Quels regards porte notre époque sur le corps selon vous ? Et quelles sont les conséquences de ce regard sur la mode actuelle ?


Le corps est passé d'une standardisation extrême dans les années 90 à une diversité énorme, riche et parfois plus décomplexée. L’évolution de la notion de genre – phénomène majeur de ces vingt dernières années - contribue également à transformer les attitudes, les mentalités. Elle implique d’autres fonctionnements et par conséquent d’autres vêtements et d’autres besoins. Le numérique transforme aussi notre quotidien. Nos nouvelles habitudes exercent une influence réelle sur nos corps.


La science de l'apparat s’articule entre deux écoles : d'une part, il y a une scène créative qui met en lumière le corps sous toutes ses facettes, et d'autre part, une revendication à pouvoir exprimer sa personnalité sous le prisme de la pudeur : comment un artiste ou un créateur peut-il concilier ces deux tendances de fond?


Je ne pense pas qu’il faille concilier les deux mais au contraire laisser chacun libre de prendre conscience de ce qui lui convient et l’intéresse. Ce qui est essentiel, c’est de pouvoir développer sa créativité en accord avec sa personnalité.


Votre regard personnel d'artiste sur le corps a-t-il évolué au fil du temps ?

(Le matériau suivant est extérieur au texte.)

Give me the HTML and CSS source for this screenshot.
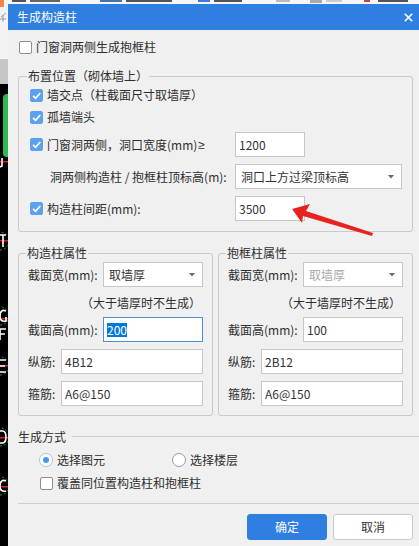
FILE: index.html
```html
<!DOCTYPE html>
<html lang="zh-CN">
<head>
<meta charset="utf-8">
<title>生成构造柱</title>
<link rel="stylesheet" href="styles.css">
</head>
<body>
<svg class="desk-top" width="419" height="5" viewBox="0 0 419 5">
  <rect x="0" y="0" width="419" height="5" fill="#f6f6f6"/>
  <rect x="12" y="0" width="14" height="2" fill="#555"/>
  <rect x="30" y="0" width="30" height="2" fill="#666"/>
  <rect x="100" y="0" width="22" height="2" fill="#4a6fb5"/>
  <rect x="126" y="0" width="46" height="2" fill="#555"/>
  <rect x="198" y="0" width="12" height="2" fill="#3d7be0"/>
  <rect x="214" y="0" width="28" height="2" fill="#555"/>
  <rect x="276" y="0" width="14" height="2" fill="#bbb"/>
  <rect x="310" y="0" width="12" height="3" fill="#aaa"/>
  <rect x="326" y="0" width="16" height="2" fill="#ccc"/>
  <rect x="364" y="0" width="6" height="2" fill="#c4472b"/>
  <rect x="378" y="0" width="30" height="2" fill="#555"/>
</svg>
<svg class="desk-left" width="8" height="546" viewBox="0 0 8 546">
  <rect x="0" y="0" width="8" height="59" fill="#f3f3f3"/>
  <rect x="0" y="0" width="4" height="7" fill="#f0874a"/>
  <path d="M1 17 L6 13 M3 15 L3 22 M0 19 L6 19" stroke="#9a9a9a" stroke-width="1" fill="none"/>
  <rect x="0" y="59" width="8" height="25" fill="#c6c6c6"/>
  <rect x="0" y="84" width="8" height="462" fill="#000"/>
  <rect x="3" y="94" width="9" height="63" rx="4" fill="#2fb84f"/>
  <rect x="0" y="161" width="8" height="1.5" fill="#d22"/>
  <path d="M2 158 L2 166 L0 167" stroke="#fff" stroke-width="1.6" fill="none"/>
  <g fill="none" stroke="#2a9a3a" stroke-width="1" stroke-dasharray="2 2">
    <circle cx="0" cy="241" r="9"/>
    <circle cx="0" cy="316" r="9"/>
    <circle cx="0" cy="366" r="9"/>
    <circle cx="0" cy="437" r="9"/>
    <circle cx="0" cy="486" r="9"/>
  </g>
  <g fill="#d22">
    <rect x="0" y="240" width="8" height="1.5"/>
    <rect x="0" y="318" width="8" height="1.5"/>
    <rect x="0" y="365" width="8" height="1.5"/>
    <rect x="0" y="437" width="8" height="1.5"/>
    <rect x="0" y="486" width="8" height="1.5"/>
  </g>
  <g stroke="#fff" stroke-width="1.6" fill="none">
    <path d="M0 235 L6 235 M3 235 L3 247"/>
    <path d="M6 311 C2 309 0 312 0 316 C0 320 2 322 6 321 L6 317"/>
    <path d="M0 329 L6 329 M0 334 L5 334 M0 329 L0 340"/>
    <path d="M0 360 L6 360 M0 366 L5 366 M0 372 L6 372"/>
    <path d="M0 431 L3 431 C7 432 7 442 3 443 L0 443"/>
    <path d="M6 481 C2 479 0 482 0 486 C0 490 2 492 6 491"/>
  </g>
</svg>

<div class="dialog">
  <div class="titlebar">
    <span class="title">生成构造柱</span>
    <svg class="close" width="9" height="9" viewBox="0 0 9 9"><path d="M0.8 0.8 L8.2 8.2 M8.2 0.8 L0.8 8.2" stroke="#fff" stroke-width="1.6"/></svg>
  </div>
  <div class="body">
    <div class="row topcheck"><span class="cb"></span>门窗洞两侧生成抱框柱</div>

    <div class="group g1">
      <div class="legend">布置位置（砌体墙上）</div>
      <div class="row r1"><span class="cb on"><svg viewBox="0 0 13 13" width="13" height="13"><path d="M3 6.8 L5.6 9.3 L10.2 4" stroke="#fff" stroke-width="1.8" fill="none"/></svg></span>墙交点（柱截面尺寸取墙厚）</div>
      <div class="row r2"><span class="cb on"><svg viewBox="0 0 13 13" width="13" height="13"><path d="M3 6.8 L5.6 9.3 L10.2 4" stroke="#fff" stroke-width="1.8" fill="none"/></svg></span>孤墙端头</div>
      <div class="row r3">
        <span class="lab"><span class="cb on"><svg viewBox="0 0 13 13" width="13" height="13"><path d="M3 6.8 L5.6 9.3 L10.2 4" stroke="#fff" stroke-width="1.8" fill="none"/></svg></span>门窗洞两侧，洞口宽度(mm)<span class="ge">≥</span></span>
        <span class="inp w70">1200</span>
      </div>
      <div class="row r4">
        <span class="lab indent">洞两侧构造柱 / 抱框柱顶标高(m):</span>
        <span class="sel w168"><span>洞口上方过梁顶标高</span><svg class="arrow" width="6" height="4" viewBox="0 0 6 4"><path d="M0 0 L6 0 L3 3.5 Z" fill="#666"/></svg></span>
      </div>
      <div class="row r5">
        <span class="lab"><span class="cb on"><svg viewBox="0 0 13 13" width="13" height="13"><path d="M3 6.8 L5.6 9.3 L10.2 4" stroke="#fff" stroke-width="1.8" fill="none"/></svg></span>构造柱间距(mm):</span>
        <span class="inp w70">3500</span>
      </div>
    </div>

    <div class="pair">
      <div class="group g2">
        <div class="legend">构造柱属性</div>
        <div class="row s1"><span class="lab2">截面宽(mm):</span><span class="sel grow"><span>取墙厚</span><svg class="arrow" width="6" height="4" viewBox="0 0 6 4"><path d="M0 0 L6 0 L3 3.5 Z" fill="#666"/></svg></span></div>
        <div class="note">（大于墙厚时不生成）</div>
        <div class="row s2"><span class="lab2">截面高(mm):</span><span class="inp grow focus"><span class="hl">200</span></span></div>
        <div class="row s3"><span class="lab3">纵筋:</span><span class="inp grow">4B12</span></div>
        <div class="row s4"><span class="lab3">箍筋:</span><span class="inp grow">A6@150</span></div>
      </div>
      <div class="group g2">
        <div class="legend">抱框柱属性</div>
        <div class="row s1"><span class="lab2">截面宽(mm):</span><span class="sel grow disabled"><span>取墙厚</span><svg class="arrow" width="6" height="4" viewBox="0 0 6 4"><path d="M0 0 L6 0 L3 3.5 Z" fill="#666"/></svg></span></div>
        <div class="note">（大于墙厚时不生成）</div>
        <div class="row s2"><span class="lab2">截面高(mm):</span><span class="inp grow">100</span></div>
        <div class="row s3"><span class="lab3">纵筋:</span><span class="inp grow">2B12</span></div>
        <div class="row s4"><span class="lab3">箍筋:</span><span class="inp grow">A6@150</span></div>
      </div>
    </div>

    <div class="row mode"><span>生成方式</span><span class="rule"></span></div>
    <div class="row radios">
      <span class="ropt first"><span class="rad on"></span>选择图元</span>
      <span class="ropt"><span class="rad"></span>选择楼层</span>
    </div>
    <div class="row cover"><span class="cb"></span>覆盖同位置构造柱和抱框柱</div>
    <div class="sep"></div>
    <div class="buttons">
      <span class="btn primary">确定</span>
      <span class="btn">取消</span>
    </div>
  </div>
</div>

<svg class="red-arrow" width="419" height="546" viewBox="0 0 419 546">
  <polygon points="292,209 310,204 306,211 373,233 372,236 303,216 302,223" fill="#e8231f"/>
</svg>
</body>
</html>
```
FILE: styles.css
```css
* { box-sizing: border-box; }

html, body {
  margin: 0;
  padding: 0;
}

body {
  width: 419px;
  height: 546px;
  overflow: hidden;
  position: relative;
  background: #000;
  font-family: "Noto Sans CJK SC", "Noto Sans", sans-serif;
  font-size: 12px;
  line-height: 16px;
  color: #2e2e2e;
}

.desk-top {
  position: absolute;
  left: 0;
  top: 0;
  display: block;
}

.desk-left {
  position: absolute;
  left: 0;
  top: 0;
  display: block;
}

.dialog {
  position: absolute;
  left: 8px;
  top: 4px;
  width: 415px;
  height: 560px;
  background: #f0f0f0;
}

.titlebar {
  height: 26px;
  background: #2e7fdf;
  color: #fff;
  display: flex;
  align-items: center;
  justify-content: space-between;
  padding: 0 10px 0 9px;
}

.title {
  font-size: 12px;
}

.close {
  display: block;
}

.body {
  padding: 0 10px;
}

.row {
  display: flex;
  align-items: center;
}

.topcheck {
  height: 20px;
  margin-top: 7px;
}

.cb {
  width: 13px;
  height: 13px;
  flex: none;
  border: 1px solid #8e8e8e;
  border-radius: 2px;
  background: #fff;
  margin: 0 4px 0 1px;
  position: relative;
}

.cb.on {
  background: #5aa2ef;
  border-color: #5aa2ef;
}

.cb svg {
  position: absolute;
  left: -1px;
  top: -1px;
  display: block;
}

.ge {
  font-family: "Liberation Sans", "DejaVu Sans", sans-serif;
  margin-left: 1px;
}

.group {
  border: 1px solid #c9c9c9;
  border-radius: 3px;
}

.legend {
  display: block;
  width: max-content;
  height: 16px;
  line-height: 16px;
  margin: -9px 0 0 -2px;
  padding: 0 1px;
  background: #f0f0f0;
}

.g1 {
  margin-top: 19px;
  height: 156px;
  padding: 0 10px;
}

.r1 { height: 20px; margin-top: 1px; }
.r2 { height: 20px; margin-top: 2px; }
.r3 { height: 25px; margin-top: 5px; }
.r4 { height: 25px; margin-top: 7px; }
.r5 { height: 25px; margin-top: 7px; }

.lab {
  width: 206px;
  flex: none;
  display: flex;
  align-items: center;
  white-space: nowrap;
}

.lab.indent {
  padding-left: 21px;
}

.inp, .sel {
  height: 25px;
  border: 1px solid #c6c6c6;
  background: #fff;
  display: flex;
  align-items: center;
  white-space: nowrap;
  color: #333;
}

.inp {
  padding-left: 3px;
}

.sel {
  justify-content: space-between;
  padding: 0 7px 0 5px;
}

.sel .arrow {
  display: block;
  flex: none;
}

.w70 { width: 70px; }
.w168 { width: 168px; }
.grow { flex: 1; min-width: 0; }

.inp.focus {
  border-color: #4f8fd8;
}

.hl {
  background: #0078d7;
  color: #fff;
  line-height: 14px;
}

.sel.disabled {
  color: #a8a8a8;
}

.pair {
  display: flex;
  gap: 5px;
  margin-top: 21px;
}

.g2 {
  width: 195px;
  height: 163px;
  padding: 0 9px;
}

.lab2 {
  width: 75px;
  flex: none;
  white-space: nowrap;
}

.lab3 {
  width: 33px;
  flex: none;
  white-space: nowrap;
}

.s1 { height: 25px; margin-top: 1px; }
.s2 { height: 25px; margin-top: 6px; }
.s3 { height: 25px; margin-top: 7px; }
.s4 { height: 25px; margin-top: 7px; }

.note {
  height: 16px;
  margin-top: 8px;
  text-align: right;
  padding-right: 2px;
  white-space: nowrap;
}

.mode {
  height: 16px;
  margin-top: 13px;
  margin-right: -10px;
}

.rule {
  flex: 1;
  height: 1px;
  background: #cdcdcd;
  margin-left: 6px;
  margin-top: -1px;
}

.radios {
  height: 16px;
  margin-top: 7px;
  padding-left: 21px;
}

.ropt {
  display: flex;
  align-items: center;
}

.ropt.first {
  width: 133px;
}

.rad {
  width: 14px;
  height: 14px;
  border: 1px solid #9a9a9a;
  border-radius: 50%;
  background: #fff;
  margin-right: 4px;
  flex: none;
  display: flex;
  align-items: center;
  justify-content: center;
}

.rad.on {
  border-color: #a9c4e6;
}

.rad.on::after {
  content: "";
  width: 6px;
  height: 6px;
  border-radius: 50%;
  background: #4a95ea;
}

.cover {
  height: 16px;
  margin-top: 7px;
  padding-left: 21px;
}

.sep {
  height: 1px;
  background: #cdcdcd;
  margin-top: 12px;
  margin-right: -10px;
}

.buttons {
  display: flex;
  justify-content: flex-end;
  gap: 6px;
  margin-top: 10px;
}

.btn {
  width: 80px;
  height: 26px;
  display: flex;
  align-items: center;
  justify-content: center;
  border: 1px solid #c9c9c9;
  border-radius: 3px;
  background: #fff;
  color: #333;
}

.btn.primary {
  background: #2e7fdf;
  border-color: #2e7fdf;
  color: #fff;
}

.red-arrow {
  position: absolute;
  left: 0;
  top: 0;
  display: block;
  pointer-events: none;
}
```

Bien sûr ! La question du genre notamment est passionnante. Elle contribue à briser des codes et des catégories, qui ont longtemps été très stricts. La fluidité, l’androgynie, la mixité ethnique et culturelle apportent une diversité qui bouleverse nos standards. C’est bénéfique à tout point de vue, qu’il soit créatif ou sociétal. J’enseigne depuis 20 ans à ESMOD. Je remarque par exemple qu’il y a davantage de garçons qu’auparavant. Et je trouve cela formidable car personne n’est dans le même moule. On peut choisir de se définir de multiples façons ce qui est toujours stimulant, surtout dans une école où se côtoient tant de nationalités et de cultures.